> Directions
Write the data out again, character for character, with no images.

..........

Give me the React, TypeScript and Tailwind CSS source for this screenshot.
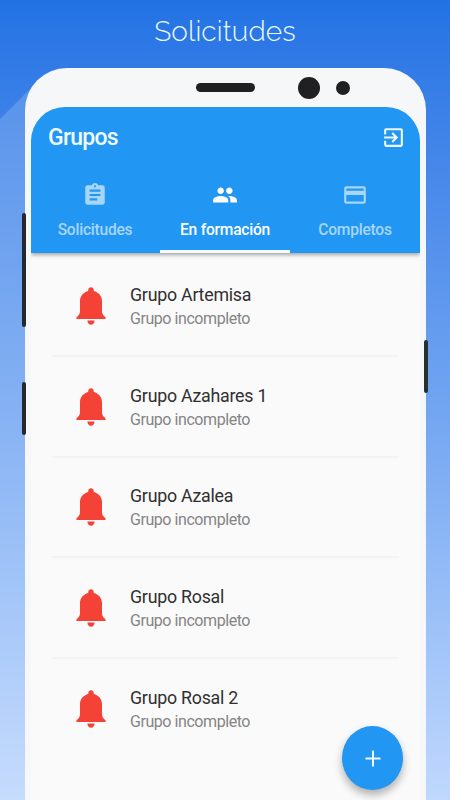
import { MdAssignment, MdCreditCard, MdExitToApp, MdPeople } from "react-icons/md";

const groups = ["Grupo Artemisa", "Grupo Azahares 1", "Grupo Azalea", "Grupo Rosal", "Grupo Rosal 2"];

const tabs = [
  { label: "Solicitudes", Icon: MdAssignment, active: false },
  { label: "En formación", Icon: MdPeople, active: true },
  { label: "Completos", Icon: MdCreditCard, active: false },
];

function Bell() {
  return (
    <svg viewBox="0 0 30 38" className="mt-px h-[38px] w-[30px] shrink-0" fill="#f44336">
      <path d="M15 0.2c1.6 0 2.600 1.100 2.700 2.600l.1 1.200C22.600 5.300 26 9 26 14v10c0 2.200.7 3.600 2.100 4.900l1.500 1.500v1.500H.4v-1.500L1.900 28.900C3.300 27.600 4 26.200 4 24V14C4 9 7.400 5.300 12.200 4l.1-1.200C12.400 1.300 13.400.2 15 .2z" />
      <path d="M11.400 33.500h7.200c-.1 2.600-1.500 4.200-3.600 4.200s-3.500-1.600-3.600-4.200z" />
    </svg>
  );
}

function GroupRow({ name }: { name: string }) {
  return (
    <li className="flex h-[100.6px] items-center border-b-2 border-[#f3f3f3] pl-[24px] last:border-transparent">
      <Bell />
      <div className="ml-[24px] flex flex-col pt-[3px] whitespace-nowrap">
        <span className="text-[17.8px] leading-[24px] tracking-[-0.24px] text-[#303030]">{name}</span>
        <span className="text-[16px] leading-[24px] tracking-[-0.44px] text-[#858585]">Grupo incompleto</span>
      </div>
    </li>
  );
}

export default function App() {
  return (
    <main className="relative isolate h-[800px] w-[450px] overflow-hidden bg-linear-to-b from-[#2272e4] via-[#70a4f1] to-[#c0d8fd] font-['Roboto',sans-serif]">
      <svg className="absolute left-0 top-0 -z-10" width="60" height="800">
        <defs>
          <linearGradient id="shade" x1="0" y1="80" x2="0" y2="800" gradientUnits="userSpaceOnUse">
            <stop offset="0" stopColor="#fff" stopOpacity=".17" />
            <stop offset="1" stopColor="#fff" stopOpacity=".1" />
          </linearGradient>
        </defs>
        <path d="M0 119L37 82H60V800H0z" fill="url(#shade)" />
      </svg>

      <h1 className="h-[68px] pt-[14px] text-center font-['Raleway','Lato',sans-serif] text-[28px] leading-[36px] font-[350] tracking-[0.15px] text-[#e9fbff]">
        Solicitudes
      </h1>

      <section className="relative ml-[25px] h-[732px] w-[401px] rounded-t-[42px] bg-[#f5f7f9] px-[6px]">
        <div className="flex h-[39px] items-center pl-[165px]">
          <span className="h-[9px] w-[59px] rounded-full bg-[#202022]" />
          <span className="ml-[43px] size-[22px] rounded-full bg-[#202022]" />
          <span className="ml-[16px] size-[14px] rounded-full bg-[#202022]" />
        </div>

        <div className="relative h-[693px] overflow-hidden rounded-t-[34px] bg-[#fafafa]">
          <header className="relative h-[146px] bg-[#2196f3] text-[#effaff] shadow-[0_2px_4px_rgba(0,0,0,0.35)]">
            <div className="flex h-[60px] items-center justify-between pr-[14px] pl-[17px]">
              <h2 className="pt-[2px] text-[23px] leading-[28px] font-medium tracking-[-0.75px]">Grupos</h2>
              <MdExitToApp className="size-[25px]" />
            </div>
            <nav className="-ml-px grid h-[86px] grid-cols-3">
              {tabs.map(({ label, Icon, active }) => (
                <div
                  key={label}
                  className={
                    active
                      ? "flex flex-col items-center border-b-[3px] border-[#f2faff] pt-[15px] text-white"
                      : "flex flex-col items-center border-b-[3px] border-transparent pt-[15px] text-[#a7d6fa]"
                  }
                >
                  <Icon className="size-[26px]" />
                  <span className="mt-[12px] text-[15.6px] leading-[20px] font-medium tracking-[-0.25px] whitespace-nowrap">{label}</span>
                </div>
              ))}
            </nav>
          </header>

          <ul className="ml-[21px] w-[347px] pt-[3.4px]">
            {groups.map((name) => (
              <GroupRow key={name} name={name} />
            ))}
          </ul>

          <button
            aria-label="Añadir grupo"
            className="absolute top-[619px] left-[311px] flex h-[64px] w-[61px] items-center justify-center rounded-[50%] bg-[#2196f3] shadow-[0_5px_9px_rgba(0,0,0,0.3)]"
          >
            <svg width="16" height="17" viewBox="0 0 16 17" stroke="#f2faff" strokeWidth="2">
              <path d="M8 0.500v16M.5 8.500h15" />
            </svg>
          </button>
        </div>

        <span className="absolute top-[145px] -left-[3px] h-[114px] w-[4px] rounded-[2px] bg-[#26282c]" />
        <span className="absolute top-[314px] -left-[3px] h-[53px] w-[4px] rounded-[2px] bg-[#26282c]" />
        <span className="absolute top-[272px] -right-[2px] h-[53px] w-[4px] rounded-[2px] bg-[#26302f]" />
      </section>
    </main>
  );
}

..........

> Result below
Give me the React, TypeScript and Tailwind CSS source for this screenshot.
import { MdAssignment, MdCreditCard, MdExitToApp, MdPeople } from "react-icons/md";

const groups = ["Grupo Artemisa", "Grupo Azahares 1", "Grupo Azalea", "Grupo Rosal", "Grupo Rosal 2"];

const tabs = [
  { label: "Solicitudes", Icon: MdAssignment, active: false },
  { label: "En formación", Icon: MdPeople, active: true },
  { label: "Completos", Icon: MdCreditCard, active: false },
];

function Bell() {
  return (
    <svg viewBox="0 0 30 38" className="mt-px h-[38px] w-[30px] shrink-0" fill="#f44336">
      <path d="M15 0.2c1.6 0 2.600 1.100 2.700 2.600l.1 1.200C22.600 5.300 26 9 26 14v10c0 2.200.7 3.600 2.100 4.900l1.500 1.500v1.500H.4v-1.500L1.900 28.900C3.300 27.600 4 26.200 4 24V14C4 9 7.400 5.300 12.200 4l.1-1.200C12.400 1.300 13.400.2 15 .2z" />
      <path d="M11.400 33.500h7.200c-.1 2.600-1.500 4.200-3.600 4.200s-3.500-1.600-3.600-4.200z" />
    </svg>
  );
}

function GroupRow({ name }: { name: string }) {
  return (
    <li className="flex h-[100.6px] items-center border-b-2 border-[#f3f3f3] pl-[24px] last:border-transparent">
      <Bell />
      <div className="ml-[24px] flex flex-col pt-[3px] whitespace-nowrap">
        <span className="text-[17.8px] leading-[24px] tracking-[-0.24px] text-[#303030]">{name}</span>
        <span className="text-[16px] leading-[24px] tracking-[-0.44px] text-[#858585]">Grupo incompleto</span>
      </div>
    </li>
  );
}

export default function App() {
  return (
    <main className="relative isolate h-[800px] w-[450px] overflow-hidden bg-linear-to-b from-[#2272e4] via-[#70a4f1] to-[#c0d8fd] font-['Roboto',sans-serif]">
      <svg className="absolute left-0 top-0 -z-10" width="60" height="800">
        <defs>
          <linearGradient id="shade" x1="0" y1="80" x2="0" y2="800" gradientUnits="userSpaceOnUse">
            <stop offset="0" stopColor="#fff" stopOpacity=".17" />
            <stop offset="1" stopColor="#fff" stopOpacity=".1" />
          </linearGradient>
        </defs>
        <path d="M0 119L37 82H60V800H0z" fill="url(#shade)" />
      </svg>

      <h1 className="h-[68px] pt-[14px] text-center font-['Raleway','Lato',sans-serif] text-[28px] leading-[36px] font-[350] tracking-[0.15px] text-[#e9fbff]">
        Solicitudes
      </h1>

      <section className="relative ml-[25px] h-[732px] w-[401px] rounded-t-[42px] bg-[#f5f7f9] px-[6px]">
        <div className="flex h-[39px] items-center pl-[165px]">
          <span className="h-[9px] w-[59px] rounded-full bg-[#202022]" />
          <span className="ml-[43px] size-[22px] rounded-full bg-[#202022]" />
          <span className="ml-[16px] size-[14px] rounded-full bg-[#202022]" />
        </div>

        <div className="relative h-[693px] overflow-hidden rounded-t-[34px] bg-[#fafafa]">
          <header className="relative h-[146px] bg-[#2196f3] text-[#effaff] shadow-[0_2px_4px_rgba(0,0,0,0.35)]">
            <div className="flex h-[60px] items-center justify-between pr-[14px] pl-[17px]">
              <h2 className="pt-[2px] text-[23px] leading-[28px] font-medium tracking-[-0.75px]">Grupos</h2>
              <MdExitToApp className="size-[25px]" />
            </div>
            <nav className="-ml-px grid h-[86px] grid-cols-3">
              {tabs.map(({ label, Icon, active }) => (
                <div
                  key={label}
                  className={
                    active
                      ? "flex flex-col items-center border-b-[3px] border-[#f2faff] pt-[15px] text-white"
                      : "flex flex-col items-center border-b-[3px] border-transparent pt-[15px] text-[#a7d6fa]"
                  }
                >
                  <Icon className="size-[26px]" />
                  <span className="mt-[12px] text-[15.6px] leading-[20px] font-medium tracking-[-0.25px] whitespace-nowrap">{label}</span>
                </div>
              ))}
            </nav>
          </header>

          <ul className="ml-[21px] w-[347px] pt-[3.4px]">
            {groups.map((name) => (
              <GroupRow key={name} name={name} />
            ))}
          </ul>

          <button
            aria-label="Añadir grupo"
            className="absolute top-[619px] left-[311px] flex h-[64px] w-[61px] items-center justify-center rounded-[50%] bg-[#2196f3] shadow-[0_5px_9px_rgba(0,0,0,0.3)]"
          >
            <svg width="16" height="17" viewBox="0 0 16 17" stroke="#f2faff" strokeWidth="2">
              <path d="M8 0.500v16M.5 8.500h15" />
            </svg>
          </button>
        </div>

        <span className="absolute top-[145px] -left-[3px] h-[114px] w-[4px] rounded-[2px] bg-[#26282c]" />
        <span className="absolute top-[314px] -left-[3px] h-[53px] w-[4px] rounded-[2px] bg-[#26282c]" />
        <span className="absolute top-[272px] -right-[2px] h-[53px] w-[4px] rounded-[2px] bg-[#26302f]" />
      </section>
    </main>
  );
}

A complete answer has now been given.